The EOC issued legal proceedings on 3 September 2018 under the Sex Discrimination Ordinance (SDO) in the District Court on behalf of a woman (the “Claimant”) against her former supervisor (the “1st Respondent”) for sexually harassing her on a number of occasions, and her former employer (the “2nd Respondent”) for being vicariously liable for the unlawful sexual harassment acts committed by the 1st Respondent.

The SDO defines sexual harassment as any unwelcome sexual advances, unwelcome requests for sexual favours, or any other unwelcome conduct of a sexual nature, where a reasonable person, having considered all the circumstances, would have anticipated that the victim would be offended, humiliated or intimidated. In this particular case, the 1st Respondent asked for the Claimant’s view about sharing a room with him during a business trip. He also engaged in other conducts of sexual nature, which the Claimant found offensive and intimidating.

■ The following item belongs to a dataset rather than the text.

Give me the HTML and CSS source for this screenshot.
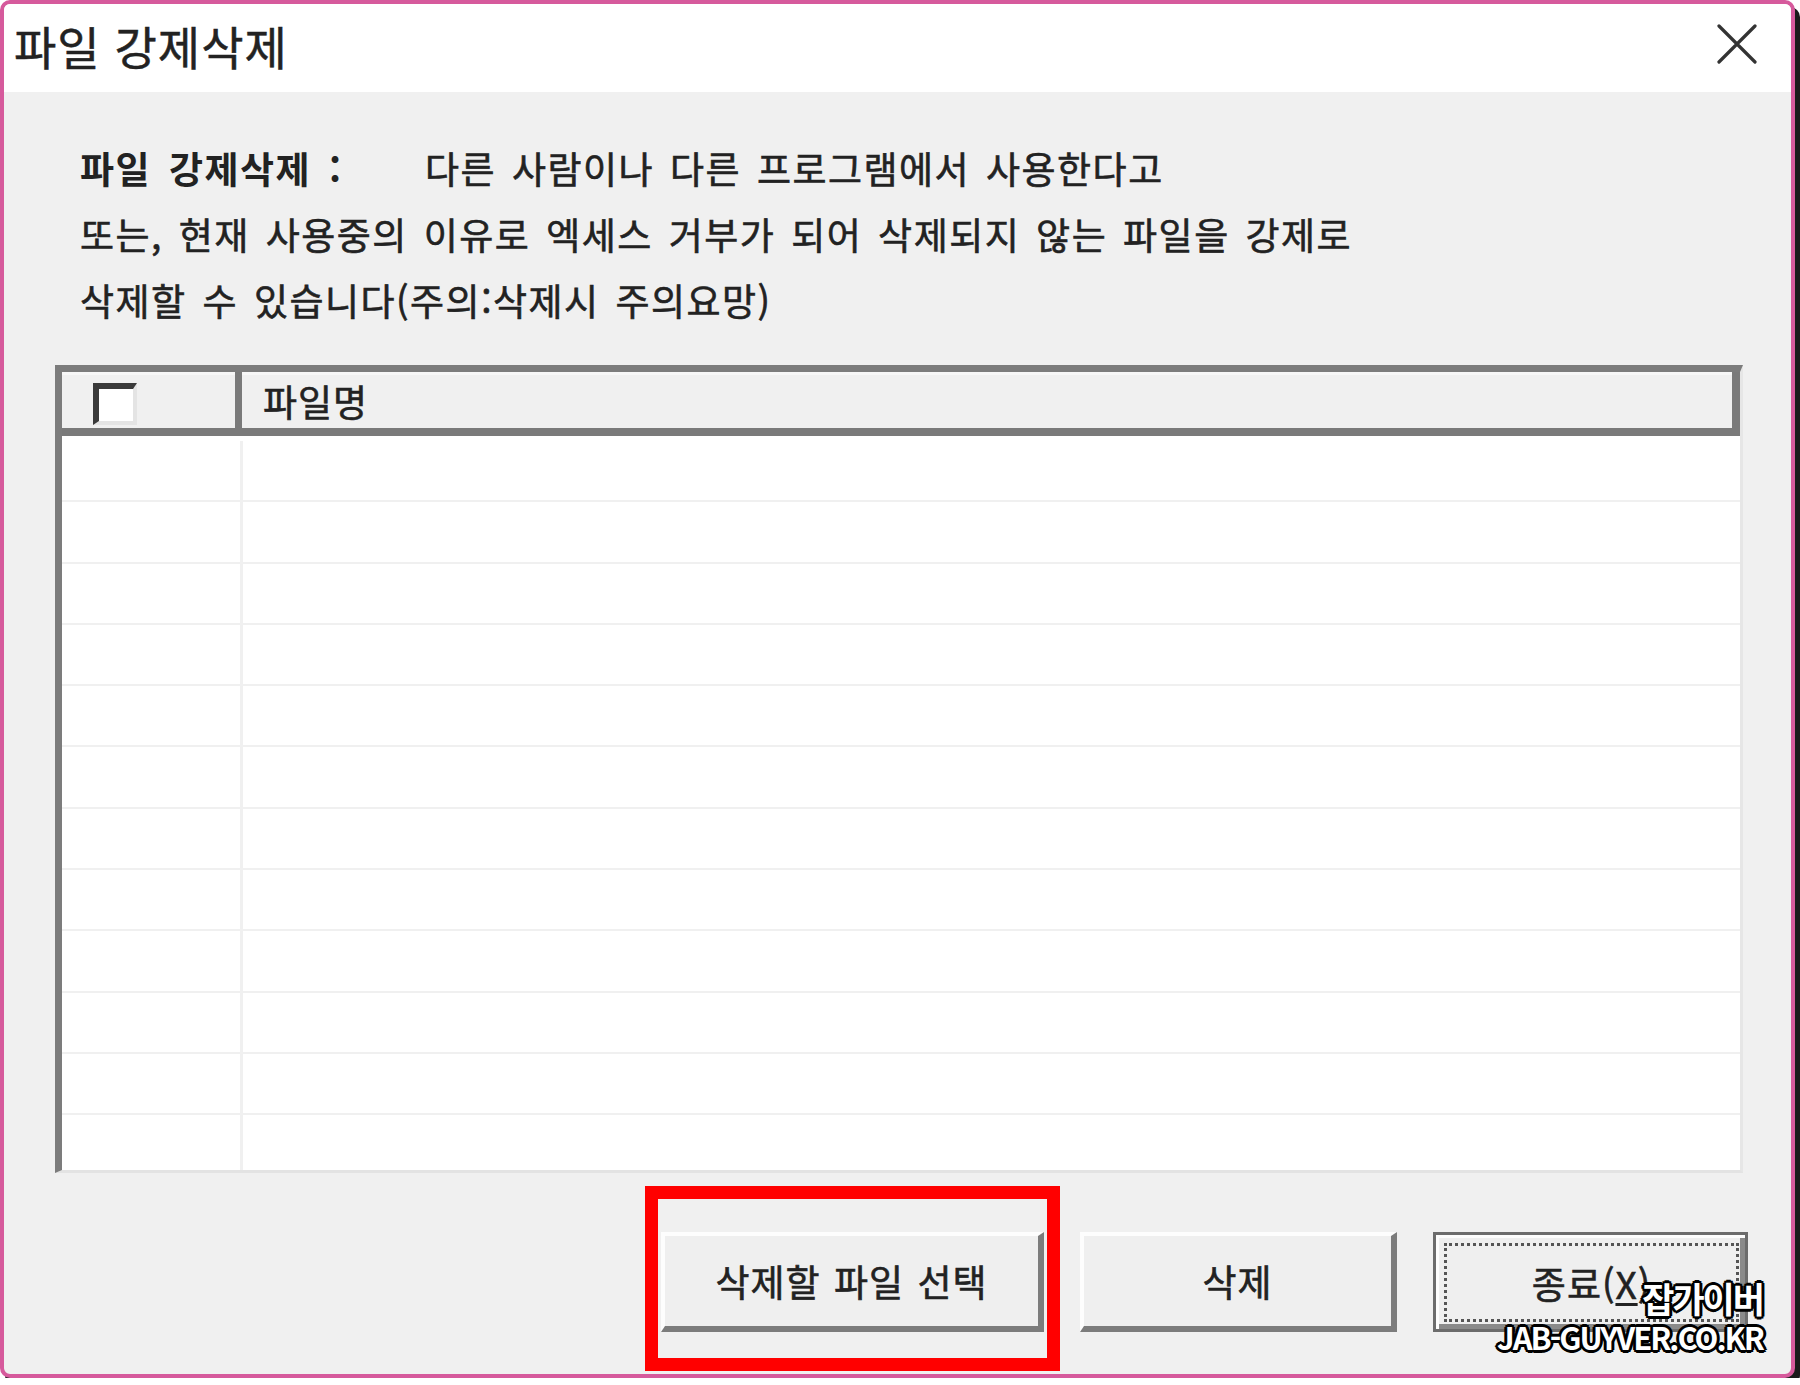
FILE: index.html
```html
<!DOCTYPE html>
<html lang="ko">
<head>
    <meta charset="UTF-8">
    <title>파일 강제삭제</title>
    <link rel="stylesheet" href="styles.css">
</head>
<body>
    <div class="window">
        <div class="titlebar">
            <span class="title">파일 강제삭제</span>
            <svg class="close" width="40" height="40" viewBox="0 0 40 40">
                <path d="M2 2 L38 38 M38 2 L2 38" stroke="#333" stroke-width="3.2" stroke-linecap="round" fill="none"/>
            </svg>
        </div>

        <div class="content">
            <div class="desc">
                <p><span class="label">파일 강제삭제 :</span>다른 사람이나 다른 프로그램에서 사용한다고</p>
                <p>또는, 현재 사용중의 이유로 엑세스 거부가 되어 삭제되지 않는 파일을 강제로</p>
                <p>삭제할 수 있습니다(주의:삭제시 주의요망)</p>
            </div>

            <div class="listview">
                <div class="list-header">
                    <div class="col-check"><span class="checkbox"></span></div>
                    <div class="col-name">파일명</div>
                </div>
                <div class="list-body" id="rows"></div>
            </div>

            <div class="buttons">
                <div class="highlight">
                    <button class="btn btn-select">삭제할 파일 선택</button>
                </div>
                <button class="btn btn-delete">삭제</button>
                <button class="btn btn-close"><span class="focus">종료(<u>X</u>)</span></button>
            </div>
        </div>

        <div class="watermark">
            <div class="wm-name">잡가이버</div>
            <div class="wm-url">JAB-GUYVER.CO.KR</div>
        </div>
    </div>

    <script>
    // 빈 목록 행 채우기
    const rows = document.getElementById('rows');
    for (let i = 0; i < 12; i++) {
        const row = document.createElement('div');
        row.className = 'row';
        row.innerHTML = '<div class="cell-check"></div><div class="cell-name"></div>';
        rows.appendChild(row);
    }
    </script>
</body>
</html>
```

FILE: styles.css
```css
body {
    margin: 0;
    background-color: #ffffff;
    font-family: "Noto Sans CJK KR", "Noto Sans", sans-serif;
    color: #222;
}
.window {
    position: relative;
    box-sizing: border-box;
    width: 1795px;
    height: 1378px;
    border: 4px solid #d65a9c;
    border-radius: 10px;
    box-shadow: 5px 7px 0 #1a1a1a;
    background-color: #f0f0f0;
    display: flex;
    flex-direction: column;
    overflow: hidden;
}
.titlebar {
    height: 88px;
    background-color: #ffffff;
    display: flex;
    align-items: center;
    justify-content: space-between;
    padding: 0 34px 0 10px;
}
.title {
    font-size: 46px;
    letter-spacing: 1px;
    color: #222;
    padding-bottom: 6px;
    -webkit-text-stroke: 0.5px #222;
}
.close {
    margin-bottom: 8px;
}
.content {
    flex: 1;
    padding: 0 48px 0 51px;
}
.desc {
    padding: 43px 0 0 25px;
    font-size: 37px;
    line-height: 66px;
    letter-spacing: 1.5px;
    word-spacing: 4px;
    color: #222;
    -webkit-text-stroke: 0.6px #222;
}
.desc p {
    margin: 0;
    white-space: nowrap;
}
.label {
    display: inline-block;
    width: 345px;
    font-weight: bold;
    word-spacing: 6px;
    -webkit-text-stroke: 0;
}
.listview {
    margin-top: 32px;
    box-sizing: border-box;
    width: 1688px;
    height: 808px;
    background-color: #ffffff;
    border-style: solid;
    border-width: 7px 3px 3px 7px;
    border-color: #7c7c7c #e6e6e6 #e3e3e3 #7c7c7c;
    overflow: hidden;
}
.list-header {
    display: flex;
    height: 56px;
    background-color: #f0f0f0;
    border-bottom: 8px solid #7a7a7a;
    border-right: 8px solid #7a7a7a;
    box-shadow: inset 0 3px 0 #f7f7f7;
}
.col-check {
    box-sizing: border-box;
    width: 180px;
    border-right: 7px solid #7a7a7a;
    padding: 11px 0 0 31px;
}
.checkbox {
    display: block;
    box-sizing: border-box;
    width: 44px;
    height: 42px;
    background-color: #ffffff;
    border-style: solid;
    border-width: 6px 4px 4px 6px;
    border-color: #3a3a3a #e4e4e4 #e4e4e4 #3a3a3a;
}
.col-name {
    padding-left: 21px;
    font-size: 37px;
    line-height: 58px;
    letter-spacing: 1px;
    -webkit-text-stroke: 0.6px #222;
}
.list-body {
    padding-top: 5px;
}
.row {
    display: flex;
    height: 59.3px;
    border-bottom: 2px solid #f0f0f0;
}
.cell-check {
    width: 178px;
    border-right: 3px solid #f0f0f0;
}
.cell-name {
    flex: 1;
}
.buttons {
    margin: 59px -5px 0 0;
    display: flex;
    justify-content: flex-end;
    gap: 36px;
}
.btn {
    box-sizing: border-box;
    height: 100px;
    background-color: #efefef;
    font-family: "Noto Sans CJK KR", "Noto Sans", sans-serif;
    font-size: 37px;
    color: #222;
    letter-spacing: 1px;
    word-spacing: 2px;
    -webkit-text-stroke: 0.6px #222;
    border-style: solid;
    border-width: 4px 6px 6px 4px;
    border-color: #fdfdfd #7c7c7c #7c7c7c #fdfdfd;
    padding: 0;
}
.highlight {
    position: relative;
}
.highlight::after {
    content: "";
    position: absolute;
    top: -46px;
    left: -16px;
    right: -16px;
    bottom: -39px;
    border: 13px solid #ff0000;
}
.btn-select {
    display: block;
    width: 383px;
}
.btn-delete {
    width: 317px;
}
.btn-close {
    width: 315px;
    display: flex;
    padding: 8px 6px 7px 8px;
    border: 3px solid #6c6c6c;
    box-shadow: inset 3px 3px 0 #fdfdfd, inset -5px -5px 0 #8a8a8a;
}
.focus {
    flex: 1;
    display: flex;
    align-items: center;
    justify-content: center;
    border: 3px dotted #555;
    -webkit-text-stroke: 0.6px #222;
}
.focus u {
    text-underline-offset: 4px;
}
.watermark {
    position: absolute;
    right: 28px;
    bottom: 19px;
    text-align: right;
    color: #ffffff;
    font-weight: bold;
    text-shadow: 3px 0 0 #000, -3px 0 0 #000, 0 3px 0 #000, 0 -3px 0 #000,
        2px 2px 0 #000, -2px -2px 0 #000, 2px -2px 0 #000, -2px 2px 0 #000;
}
.wm-name {
    font-size: 35px;
    line-height: 42px;
    letter-spacing: -2px;
}
.wm-url {
    font-size: 31px;
    line-height: 36px;
    letter-spacing: -2px;
}
```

Sexual harassment in the workplace is common and should not be tolerated. From 2015 to 2017, the EOC received 232 complaints about sexual harassment, representing 44% of the complaints lodged under the SDO. By taking the case to court, the EOC wishes for the public to acknowledge the gravity of sexual harassment at work, and for employers to fully grasp the concept of vicarious liaiblity – according to the SDO, employers may be vicariously liable for any discriminatory and sexual harassment acts done by their employees in the course of their employment, unless they can show that they have taken reasonably practicable steps to prevent those acts.